You went to Andorra to compete at the Total Fight contest. What was the vibe of the contest like?
The Total Fight contest was super fun and the overall vibe was really chill and relaxed. That's how it was for me at least. I tried to not put any pressure on myself, but I was for sure still pretty nervous on my contest runs. There were some guys there that really wanted to get on the podium and it was interesting to see how much pressure they put on themselves. There was a pretty competitive vibe between some of the competitors, but the prize fund at Total Fight is legit so you expect that!
Every year the field of competitors at the Total Fight in Andorra gets more and more stacked, but the vibe is always fun.
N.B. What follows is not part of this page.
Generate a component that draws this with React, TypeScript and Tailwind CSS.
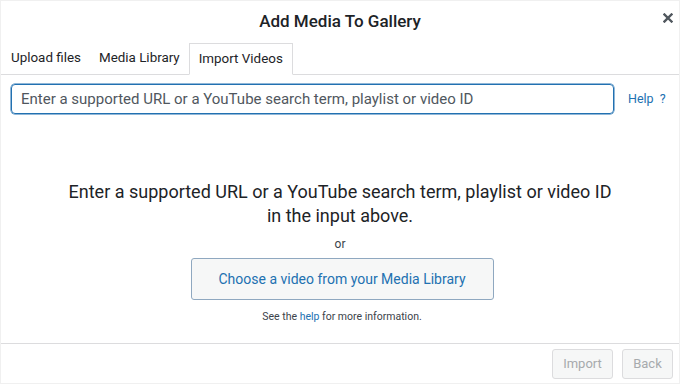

The level of contest skiing has gone loco in the last few years. Was it fun competing with skiers at such a high level?
It was crazy to see how consistent those guys were on big and difficult tricks. There were skiers like Nick Goepper, McRace Williams, Jesper Tjäder and Oystein Braaten in the contest, to name a few, so to be honest I felt a little out of place. I kind of had the "what am I doing here" feeling, haha. But I had a really great time skiing in the contest and it was fun to see where I would place without high expectations or pressure. I went with safe runs that I was sure that I would land so I was pretty stoked on how I did there!
Has the Rookie Season experience changed your ambitions in skiing?
Getting to ski powder definitely opened my eyes to the possibilities of backcountry riding, so that is something I'm definitely interested in exploring more in the future. And I feel that skiing with all the new friends that I met during the last winter really has helped me improve my skiing and has grown my opinion of the international freeski community in a really positive way.
Hunting for spots in the small Swiss resort of Vercorin with Alex and Julien
Will we be seeing more of Kevin Salonius in the Alps in the future? What are your plans for the coming winter?
Hopefully! I'd for sure be stoked to get to ski some more powder and hit some backcountry jumps again this winter; I'm definitely interested to explore a little bit more of that type of skiing. I'm currently working on planning an urban project with photographer Stephan Sutton for this coming winter, I can't say too much about it now so more about that a little bit later.
Any thanks and shout-outs?
Thanks to my family, all my friends and all of the new skiers that I met last winter. And of course, a BIG thanks to all my sponsors for supporting my skiing! Peace!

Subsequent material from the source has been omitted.